[Web page code records]
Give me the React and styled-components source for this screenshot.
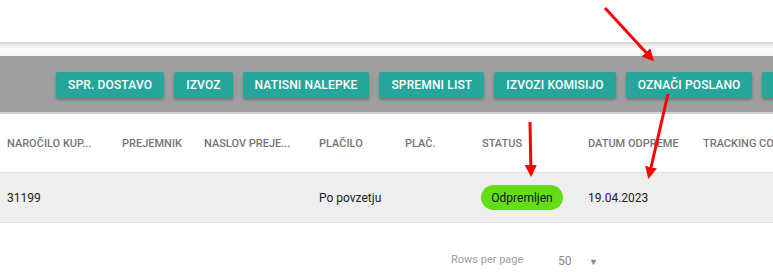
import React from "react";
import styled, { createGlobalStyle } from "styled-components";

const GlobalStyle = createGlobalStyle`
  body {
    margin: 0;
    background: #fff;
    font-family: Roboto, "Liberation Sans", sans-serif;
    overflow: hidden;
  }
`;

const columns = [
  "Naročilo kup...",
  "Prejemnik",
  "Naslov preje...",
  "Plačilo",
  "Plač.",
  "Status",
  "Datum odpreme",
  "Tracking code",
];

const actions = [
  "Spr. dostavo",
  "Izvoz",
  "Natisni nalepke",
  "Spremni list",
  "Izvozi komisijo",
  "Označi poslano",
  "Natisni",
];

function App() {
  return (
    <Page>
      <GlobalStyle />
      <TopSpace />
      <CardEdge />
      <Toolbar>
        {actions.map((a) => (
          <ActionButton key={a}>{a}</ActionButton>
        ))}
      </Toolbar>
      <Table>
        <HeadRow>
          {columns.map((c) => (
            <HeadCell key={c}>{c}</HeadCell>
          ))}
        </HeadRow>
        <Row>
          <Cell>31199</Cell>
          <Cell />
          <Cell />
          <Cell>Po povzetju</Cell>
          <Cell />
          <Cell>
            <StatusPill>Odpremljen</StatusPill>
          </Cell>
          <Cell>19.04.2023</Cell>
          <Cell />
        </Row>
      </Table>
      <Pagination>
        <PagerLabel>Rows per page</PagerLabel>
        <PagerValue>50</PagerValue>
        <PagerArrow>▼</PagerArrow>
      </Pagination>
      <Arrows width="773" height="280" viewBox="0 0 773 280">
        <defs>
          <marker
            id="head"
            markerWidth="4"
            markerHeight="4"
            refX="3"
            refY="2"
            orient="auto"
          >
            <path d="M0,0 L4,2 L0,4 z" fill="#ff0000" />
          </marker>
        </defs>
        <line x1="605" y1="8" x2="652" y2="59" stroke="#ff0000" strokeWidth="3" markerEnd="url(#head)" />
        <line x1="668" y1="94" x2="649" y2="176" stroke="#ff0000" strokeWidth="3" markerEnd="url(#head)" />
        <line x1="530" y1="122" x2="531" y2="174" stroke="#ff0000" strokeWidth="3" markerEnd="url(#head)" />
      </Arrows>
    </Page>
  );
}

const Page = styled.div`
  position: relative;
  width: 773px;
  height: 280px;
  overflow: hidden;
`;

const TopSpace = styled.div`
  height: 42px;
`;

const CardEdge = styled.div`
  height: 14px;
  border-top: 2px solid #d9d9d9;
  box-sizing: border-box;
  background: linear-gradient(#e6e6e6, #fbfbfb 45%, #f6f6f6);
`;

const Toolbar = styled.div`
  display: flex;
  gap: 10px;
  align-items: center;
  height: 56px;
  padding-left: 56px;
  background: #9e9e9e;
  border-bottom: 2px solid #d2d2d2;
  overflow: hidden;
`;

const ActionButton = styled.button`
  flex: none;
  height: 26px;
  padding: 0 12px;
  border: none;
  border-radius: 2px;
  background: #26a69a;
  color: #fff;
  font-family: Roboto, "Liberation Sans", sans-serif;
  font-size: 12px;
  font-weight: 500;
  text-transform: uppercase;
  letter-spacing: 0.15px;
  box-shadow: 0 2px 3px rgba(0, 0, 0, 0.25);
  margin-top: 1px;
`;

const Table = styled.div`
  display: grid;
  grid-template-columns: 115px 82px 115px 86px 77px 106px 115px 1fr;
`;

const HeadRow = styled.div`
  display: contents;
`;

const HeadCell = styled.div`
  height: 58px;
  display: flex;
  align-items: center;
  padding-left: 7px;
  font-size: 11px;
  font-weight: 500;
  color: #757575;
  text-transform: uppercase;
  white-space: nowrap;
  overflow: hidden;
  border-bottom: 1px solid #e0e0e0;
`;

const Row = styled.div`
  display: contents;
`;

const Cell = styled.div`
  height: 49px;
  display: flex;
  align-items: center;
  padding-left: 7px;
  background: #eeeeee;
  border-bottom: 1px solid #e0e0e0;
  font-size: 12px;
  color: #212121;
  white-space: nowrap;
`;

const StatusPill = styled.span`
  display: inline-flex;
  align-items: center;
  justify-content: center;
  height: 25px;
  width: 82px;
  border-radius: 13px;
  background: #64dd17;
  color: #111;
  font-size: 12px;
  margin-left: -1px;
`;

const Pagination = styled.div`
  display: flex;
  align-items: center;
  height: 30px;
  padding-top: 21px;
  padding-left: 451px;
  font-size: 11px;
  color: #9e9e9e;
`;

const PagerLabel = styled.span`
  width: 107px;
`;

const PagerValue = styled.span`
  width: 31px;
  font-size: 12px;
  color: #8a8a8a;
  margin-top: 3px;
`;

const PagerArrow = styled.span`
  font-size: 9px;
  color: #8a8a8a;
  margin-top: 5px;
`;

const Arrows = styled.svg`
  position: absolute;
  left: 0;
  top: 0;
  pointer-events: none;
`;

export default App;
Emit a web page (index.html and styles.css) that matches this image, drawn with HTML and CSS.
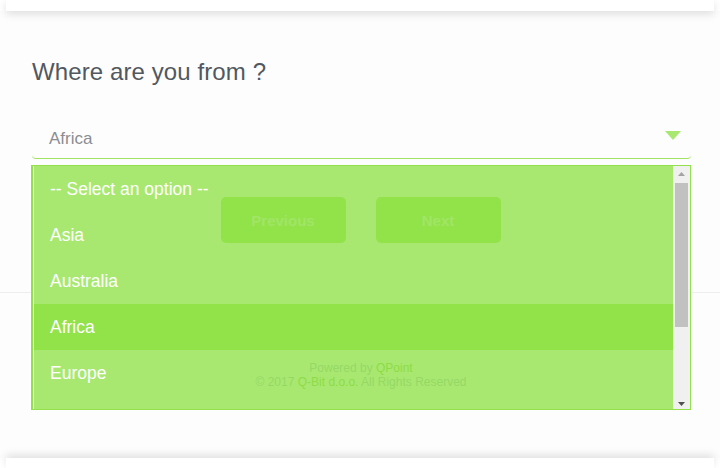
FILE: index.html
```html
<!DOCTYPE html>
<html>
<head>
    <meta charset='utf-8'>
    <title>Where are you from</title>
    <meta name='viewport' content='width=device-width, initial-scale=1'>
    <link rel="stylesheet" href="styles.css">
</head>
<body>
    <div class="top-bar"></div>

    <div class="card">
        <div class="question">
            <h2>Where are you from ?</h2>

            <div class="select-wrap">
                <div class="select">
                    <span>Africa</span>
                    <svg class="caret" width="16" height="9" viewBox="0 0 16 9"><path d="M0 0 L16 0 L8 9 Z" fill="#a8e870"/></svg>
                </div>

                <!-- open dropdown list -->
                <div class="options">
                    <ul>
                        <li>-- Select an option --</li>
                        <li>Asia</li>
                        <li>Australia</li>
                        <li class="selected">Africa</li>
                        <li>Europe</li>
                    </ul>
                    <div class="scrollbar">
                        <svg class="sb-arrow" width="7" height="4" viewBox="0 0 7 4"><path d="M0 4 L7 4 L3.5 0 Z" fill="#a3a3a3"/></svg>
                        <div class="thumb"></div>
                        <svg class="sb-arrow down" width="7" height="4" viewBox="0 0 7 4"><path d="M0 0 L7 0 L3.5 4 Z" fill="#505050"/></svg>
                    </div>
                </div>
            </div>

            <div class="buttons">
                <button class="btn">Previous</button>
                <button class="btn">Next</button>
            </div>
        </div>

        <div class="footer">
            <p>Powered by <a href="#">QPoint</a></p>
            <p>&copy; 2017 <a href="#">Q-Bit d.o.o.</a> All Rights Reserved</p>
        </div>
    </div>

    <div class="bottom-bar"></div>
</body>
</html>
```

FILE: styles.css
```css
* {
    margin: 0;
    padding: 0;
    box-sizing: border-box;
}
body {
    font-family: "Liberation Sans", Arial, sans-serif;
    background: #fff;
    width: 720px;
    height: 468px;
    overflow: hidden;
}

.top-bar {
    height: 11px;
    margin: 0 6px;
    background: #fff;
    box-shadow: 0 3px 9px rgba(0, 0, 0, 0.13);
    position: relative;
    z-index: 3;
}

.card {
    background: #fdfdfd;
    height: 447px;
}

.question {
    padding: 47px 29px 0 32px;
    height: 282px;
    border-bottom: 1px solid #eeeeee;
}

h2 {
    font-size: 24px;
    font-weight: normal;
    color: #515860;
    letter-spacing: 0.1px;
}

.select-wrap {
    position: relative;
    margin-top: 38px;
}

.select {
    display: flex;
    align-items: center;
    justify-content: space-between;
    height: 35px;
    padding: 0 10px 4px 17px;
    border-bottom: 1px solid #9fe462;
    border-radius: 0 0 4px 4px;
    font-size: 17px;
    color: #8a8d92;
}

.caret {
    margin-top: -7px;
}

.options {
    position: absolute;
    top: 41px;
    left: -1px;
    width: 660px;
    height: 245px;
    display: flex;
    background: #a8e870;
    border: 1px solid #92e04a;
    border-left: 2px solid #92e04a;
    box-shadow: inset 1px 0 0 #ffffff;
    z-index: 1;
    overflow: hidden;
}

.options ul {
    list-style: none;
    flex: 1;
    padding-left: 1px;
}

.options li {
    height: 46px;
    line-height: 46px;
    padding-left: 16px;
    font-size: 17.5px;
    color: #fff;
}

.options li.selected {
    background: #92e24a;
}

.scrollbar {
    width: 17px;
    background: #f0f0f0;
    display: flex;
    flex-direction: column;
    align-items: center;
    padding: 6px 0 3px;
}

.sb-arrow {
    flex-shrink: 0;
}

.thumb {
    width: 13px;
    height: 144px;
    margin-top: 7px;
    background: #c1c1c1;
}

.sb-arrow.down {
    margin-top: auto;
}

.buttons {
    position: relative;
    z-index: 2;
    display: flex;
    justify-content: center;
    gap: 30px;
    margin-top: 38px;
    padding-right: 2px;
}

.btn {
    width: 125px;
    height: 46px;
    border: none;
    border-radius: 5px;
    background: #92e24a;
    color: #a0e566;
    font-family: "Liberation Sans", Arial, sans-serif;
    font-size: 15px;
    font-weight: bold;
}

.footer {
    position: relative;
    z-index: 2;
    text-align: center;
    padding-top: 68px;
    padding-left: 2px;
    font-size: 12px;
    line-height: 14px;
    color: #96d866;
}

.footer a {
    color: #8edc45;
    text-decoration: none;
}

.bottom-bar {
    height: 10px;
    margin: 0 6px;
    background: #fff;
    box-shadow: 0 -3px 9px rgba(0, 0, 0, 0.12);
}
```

## Description of the task
Look through the data above. Find each line with the string "styles" and copy it.

## Reply
Emit a web page (index.html and styles.css) that matches this image, drawn with HTML and CSS.
    <link rel="stylesheet" href="styles.css">
FILE: styles.css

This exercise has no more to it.